Résumé :
« Quand tu rencontreras de grands personnages, des hommes importants, promets-moi de leur dire : au n° 16 de la rue Grande-Pohulanka, à Wilno, habitait M. Piekielny… »
Quand il fit la promesse à ce M. Piekielny, son voisin, qui ressemblait à « une souris triste », Roman Kacew était enfant. Devenu adulte, résistant, diplomate, écrivain sous le nom de Romain Gary, il s’en est toujours acquitté : « Des estrades de l’ONU à l’Ambassade de Londres, du Palais Fédéral de Berne à l’Élysée, devant Charles de Gaulle et Vichinsky, devant les hauts dignitaires et les bâtisseurs pour mille ans, je n’ai jamais manqué de mentionner l’existence du petit homme », raconte-t-il dans La promesse de l’aube, son autobiographie romancée.
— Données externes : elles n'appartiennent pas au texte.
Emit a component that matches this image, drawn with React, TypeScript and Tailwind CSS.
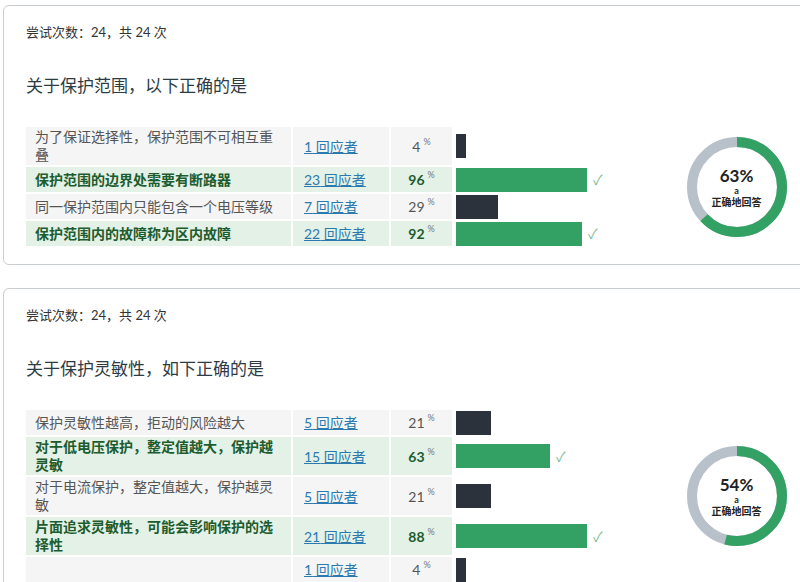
import React from 'react';

type Row = { label: string; n: number; pct: number; w: number; correct: boolean };

const q1: Row[] = [
  { label: '为了保证选择性，保护范围不可相互重叠', n: 1, pct: 4, w: 10, correct: false },
  { label: '保护范围的边界处需要有断路器', n: 23, pct: 96, w: 131, correct: true },
  { label: '同一保护范围内只能包含一个电压等级', n: 7, pct: 29, w: 42, correct: false },
  { label: '保护范围内的故障称为区内故障', n: 22, pct: 92, w: 126, correct: true },
];

const q2: Row[] = [
  { label: '保护灵敏性越高，拒动的风险越大', n: 5, pct: 21, w: 35, correct: false },
  { label: '对于低电压保护，整定值越大，保护越灵敏', n: 15, pct: 63, w: 94, correct: true },
  { label: '对于电流保护，整定值越大，保护越灵敏', n: 5, pct: 21, w: 35, correct: false },
  { label: '片面追求灵敏性，可能会影响保护的选择性', n: 21, pct: 88, w: 131, correct: true },
  { label: '', n: 1, pct: 4, w: 10, correct: false },
];

const Donut = ({ pct }: { pct: number }) => {
  const r = 45;
  const c = 2 * Math.PI * r;
  return (
    <div className="relative w-[104px] h-[104px]">
      <svg width="104" height="104" viewBox="0 0 104 104">
        <circle cx="52" cy="52" r={r} fill="none" stroke="#b8c0c9" strokeWidth="10" />
        <circle
          cx="52" cy="52" r={r} fill="none" stroke="#33a064" strokeWidth="10"
          strokeDasharray={`${(c * pct) / 100} ${c}`} transform="rotate(-90 52 52)"
        />
      </svg>
      <div className="absolute inset-0 flex flex-col items-center justify-center text-[#222]">
        <div className="text-[17px] font-bold leading-5">{pct}%</div>
        <div className="text-[9px] font-bold leading-[10px]">a</div>
        <div className="text-[10px] font-bold leading-3">正确地回答</div>
      </div>
    </div>
  );
};

const Card = ({ title, rows, pct }: { title: string; rows: Row[]; pct: number }) => (
  <div className="ml-[3px] mr-[-10px] border border-[#c7cdd1] rounded-md bg-white px-[22px] pt-[17px] pb-[18px]">
    <div className="text-[13px] text-[#333]">尝试次数：24，共 24 次</div>
    <div className="mt-[30px] text-[17px] text-[#2d3b45]">{title}</div>
    <div className="mt-[29px] flex items-center">
      <div className="flex flex-col gap-[2px] w-[600px]">
        {rows.map((r, i) => {
          const bg = r.correct ? 'bg-[#e3f1e7]' : 'bg-[#f5f5f5]';
          return (
            <div key={i} className="flex items-stretch gap-[2px] min-h-[25px] text-[14px]">
              <div className={`w-[265px] px-[9px] py-[1px] leading-[18px] flex items-center ${bg} ${r.correct ? 'font-bold text-[#1d5c2e]' : 'text-[#555]'}`}>
                {r.label}
              </div>
              <div className={`w-[96px] px-[11px] flex items-center ${bg}`}>
                <span className="text-[#2a7ab0] underline">{r.n} 回应者</span>
              </div>
              <div className={`w-[61px] flex items-center justify-center ${bg} ${r.correct ? 'font-bold text-[#1d5c2e]' : 'text-[#555]'}`}>
                {r.pct}<sup className="ml-[3px] text-[9px] font-normal text-[#777]">%</sup>
              </div>
              <div className="flex-1 flex items-center pl-[2px]">
                <div className={`h-[24px] ${r.correct ? 'bg-[#33a064]' : 'bg-[#2b323b]'}`} style={{ width: `${r.w}px` }} />
                {r.correct && <span className="ml-[6px] text-[#7cc08f] text-[14px]">✓</span>}
              </div>
            </div>
          );
        })}
      </div>
      <div className="ml-[82px]"><Donut pct={pct} /></div>
    </div>
  </div>
);

export default function App() {
  return (
    <div className="w-[800px] h-[582px] overflow-hidden bg-white pt-[5px]" style={{ fontFamily: 'Lato, "Noto Sans CJK SC", sans-serif' }}>
      <Card title="关于保护范围，以下正确的是" rows={q1} pct={63} />
      <div className="h-[23px]" />
      <Card title="关于保护灵敏性，如下正确的是" rows={q2} pct={54} />
    </div>
  );
}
Un jour de mai, des hasards m’ont jeté devant le n° 16 de la rue Grande-Pohulanka. J’ai décidé, ce jour-là, de partir à la recherche d’un certain M. Piekielny.
Mon opinion :
Il faut l’avouer, la lecture de cet ouvrage relève d’un certain hasard : Mi-Octobre, journée chargée, métro à attraper, vibration de mon téléphone, notification de mail, sélection pour le jury du Prix du Roman Etudiant France Culture – Télérama 2017, et bim, cinq livres de plus dans ma pile à lire déjà titanesque. Voilà comment j’ai fait la rencontre d’un certain M. Piekielny. Par hasard. Mais pour Eluard, « Il n’y a pas de hasard, il n’y que des rendez-vous« . J’ai toujours acquiescé face à ces mots, intimement convaincue de la véracité de ces propos. Là encore, j’acquiesce : Oui, je crois que j’avais véritablement rendez-vous avec Un certain M. Piekielny.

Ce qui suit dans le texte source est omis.